Esta selva virgen es en La vorágine “selva sádica” (Rivera, 1976 [1924]: 143). Con la novela de Rivera se instala en la literatura hispanoamericana el tópico del infierno verde, la selva como el locus terribilis en las antípodas del locus amoenus (cf. Gutiérrez Girardot, 1978: 889). El recorrido de Arturo Cova, narrador de la novela, por la naturaleza selvática de los Llanos orientales colombianos no es propiamente un paseo contemplativo: la selva “traga”, se dice una y otra vez. El ojo retratista de Tierra de promisión cede el lugar a un cuerpo febril, encarcelado y al mismo tiempo perseguido que termina sucumbiendo a las fuerzas casi mitológicas de una naturaleza representada en su aspecto violento.

Esta violencia es de doble vía: “mientras el cauchero sangra los árboles, las sanguijuelas lo sangran a él” (Rivera, 1976: 109), o, como dice un personaje: “La selva trastorna al hombre, desarrollándole los instintos más inhumanos: la crueldad invade las almas como intrincado espino, y la codicia quema como fiebre” (1976: 109). Rafael Gutiérrez Girardot interpreta dicha violencia como una de las consecuencias de la modernidad en las variantes del nihilismo y de la expansión capitalista del egoísmo y la sed de lucro (1994: 97). La selva sería entonces la representación plástica, la metáfora de semejante transformación histórica. En La vorágine de Rivera, dice Gutiérrez Girardot, “el arte supo dibujar un estado social complejo [...] sobre la larga descomposición de los países hispanoamericanos en general y de Colombia en particular” (1994: 100).

La selva como paisaje virginal ajeno a la modernidad, o como escenario de la violencia social que resulta de las dinámicas de esta misma modernidad, configuran el extremo opuesto al paraje ameno del idilio pastoril y señorial ensalzado en los poemas de Rafael Maya.
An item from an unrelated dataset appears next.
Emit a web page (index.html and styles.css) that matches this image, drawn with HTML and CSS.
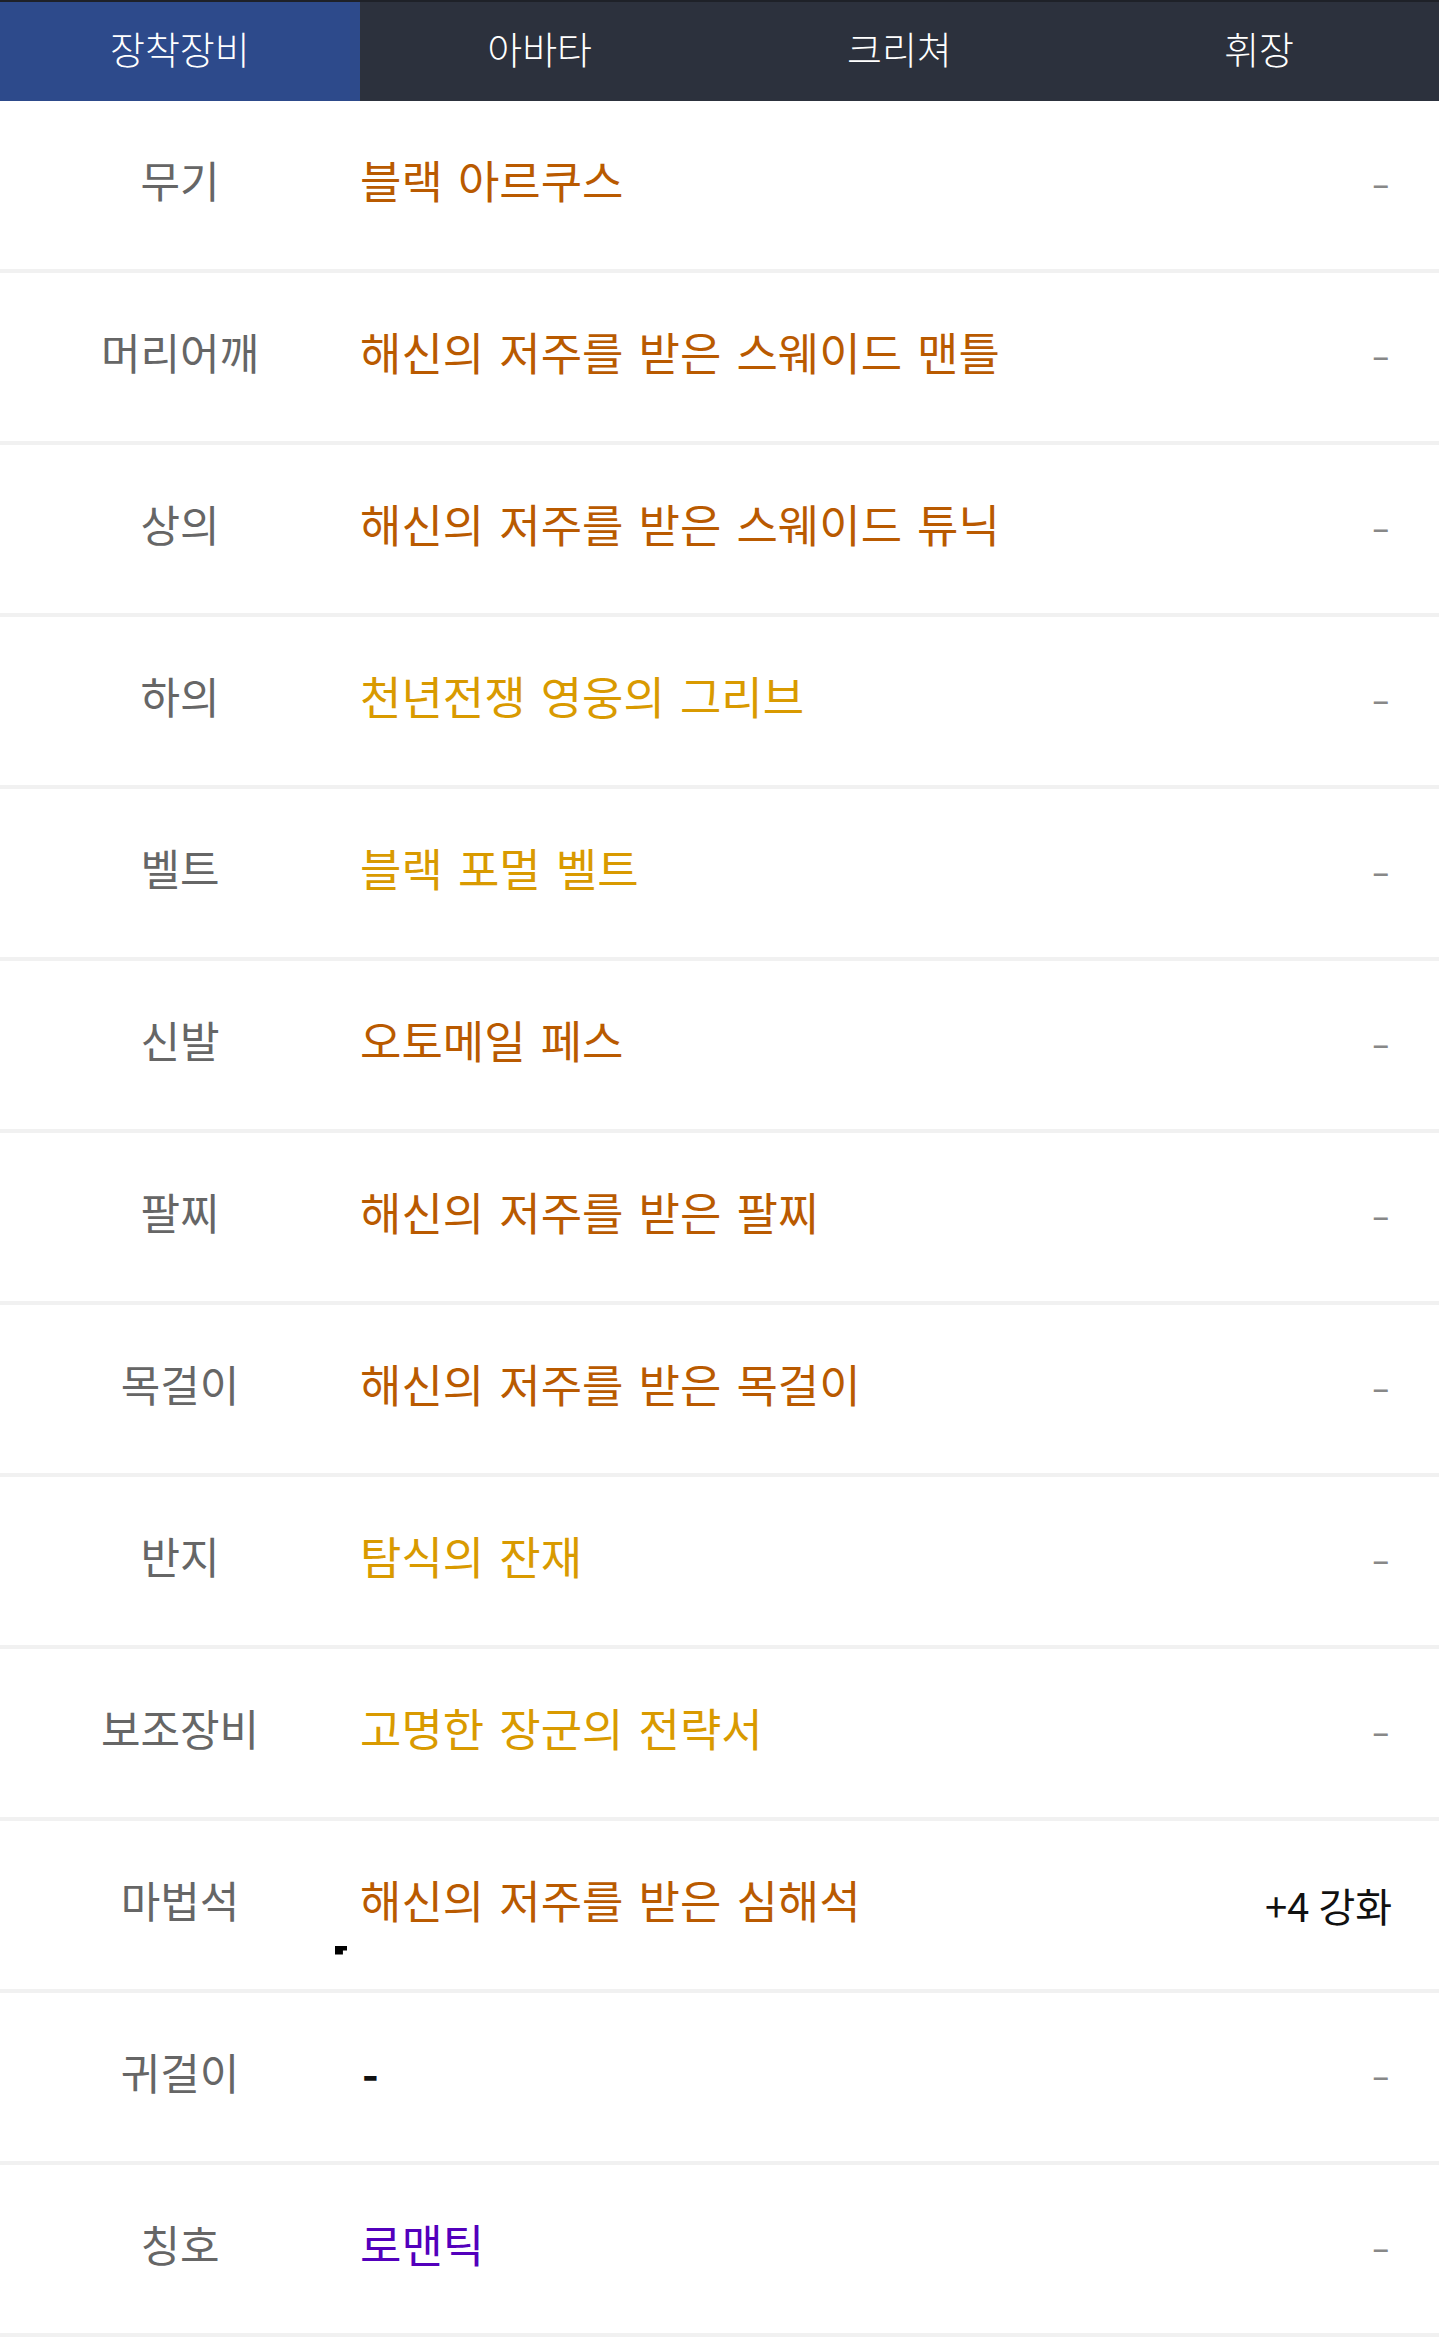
FILE: index.html
```html
<!DOCTYPE html>
<html>
<head>
<meta charset="utf-8">
<link rel="stylesheet" href="styles.css">
</head>
<body>

<div class="tabs">
 <div class="tab active">장착장비</div>
 <div class="tab">아바타</div>
 <div class="tab">크리쳐</div>
 <div class="tab">휘장</div>
</div>

<div class="equip">
 <div class="row"><div class="slot">무기</div><div class="item rare">블랙 아르쿠스</div><div class="extra">–</div></div>
 <div class="row"><div class="slot">머리어깨</div><div class="item rare">해신의 저주를 받은 스웨이드 맨틀</div><div class="extra">–</div></div>
 <div class="row"><div class="slot">상의</div><div class="item rare">해신의 저주를 받은 스웨이드 튜닉</div><div class="extra">–</div></div>
 <div class="row"><div class="slot">하의</div><div class="item unique">천년전쟁 영웅의 그리브</div><div class="extra">–</div></div>
 <div class="row"><div class="slot">벨트</div><div class="item unique">블랙 포멀 벨트</div><div class="extra">–</div></div>
 <div class="row"><div class="slot">신발</div><div class="item rare">오토메일 페스</div><div class="extra">–</div></div>
 <div class="row"><div class="slot">팔찌</div><div class="item rare">해신의 저주를 받은 팔찌</div><div class="extra">–</div></div>
 <div class="row"><div class="slot">목걸이</div><div class="item rare">해신의 저주를 받은 목걸이</div><div class="extra">–</div></div>
 <div class="row"><div class="slot">반지</div><div class="item unique">탐식의 잔재</div><div class="extra">–</div></div>
 <div class="row"><div class="slot">보조장비</div><div class="item unique">고명한 장군의 전략서</div><div class="extra">–</div></div>
 <div class="row"><div class="slot">마법석</div><div class="item rare">해신의 저주를 받은 심해석<span class="mark"></span></div><div class="extra reinforce">+4 강화</div></div>
 <div class="row"><div class="slot">귀걸이</div><div class="item none">-</div><div class="extra">–</div></div>
 <div class="row"><div class="slot">칭호</div><div class="item title">로맨틱</div><div class="extra">–</div></div>
</div>

</body>
</html>
```

FILE: styles.css
```css
body{
   margin:0;
   background:#fff;
   font-family:"Noto Sans CJK KR", "Noto Sans", sans-serif;
}

.tabs{
   display:flex;
   height:99px;
   border-top:2px solid #1e2128;
   background:#2c313d;
}

.tab{
   flex:1;
   display:flex;
   align-items:center;
   justify-content:center;
   padding-bottom:8px;
   color:#fff;
   font-size:38px;
   font-weight:300;
}

.tab.active{
   background:#2d4a8b;
}

.row{
   display:flex;
   align-items:center;
   box-sizing:border-box;
   height:172px;
   padding-bottom:12px;
   border-bottom:4px solid #f1f1f1;
}

.slot{
   width:360px;
   flex:none;
   text-align:center;
   color:#666;
   font-size:43px;
}

.item{
   position:relative;
   flex:1;
   font-size:45px;
   word-spacing:5px;
   white-space:nowrap;
}

.rare{ color:#b95a00; }
.unique{ color:#d99a00; }
.title{ color:#5300bc; }
.none{ color:#111; font-weight:700; padding-left:2px; }

.extra{
   padding-top:8px;
   padding-right:50px;
   color:#888;
   font-family:"Noto Sans", sans-serif;
   font-size:33px;
}

.extra.reinforce{
   padding-top:12px;
   padding-right:47px;
   color:#111;
   font-family:"Noto Sans CJK KR", sans-serif;
   font-size:40px;
}

/* stray marker under the stone name */
.mark{
   position:absolute;
   left:-25px;
   top:79px;
   width:12px;
   height:9px;
   background:#000;
   clip-path:polygon(0 0,100% 0,100% 55%,66% 55%,66% 100%,0 100%);
}
```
Entre ambos polos de denotación del espacio –el espacio selvático y el espacio idílico– hay que situar los intentos arturianos de representar el espacio telúrico, esto es, de hacer poemas “sustentados en la tierra”. Del espacio idílico, puede anticiparse, Aurelio Arturo toma un topos que le permite dignificar la tierra americana, más allá de que las referencias a las guerras civiles y a las correrías no siempre pacíficas de personajes rurales den cuenta de un espacio muy poco propicio para la idealización bucólica, y más allá de que el entusiasmo socialista dé poca cabida a la nostalgia por la sociedad señorial. Por el contrario, tanto la selva virgen premoderna como la selva de la violencia moderna quedan descartadas de la representación del espacio telúrico. Ambas carecen de interés para un autor en cuyos primeros poemas es ya perceptible no solo la simpatía con los incipientes procesos de modernización, sino también la adhesión a utopías deudoras de la creencia en el progreso.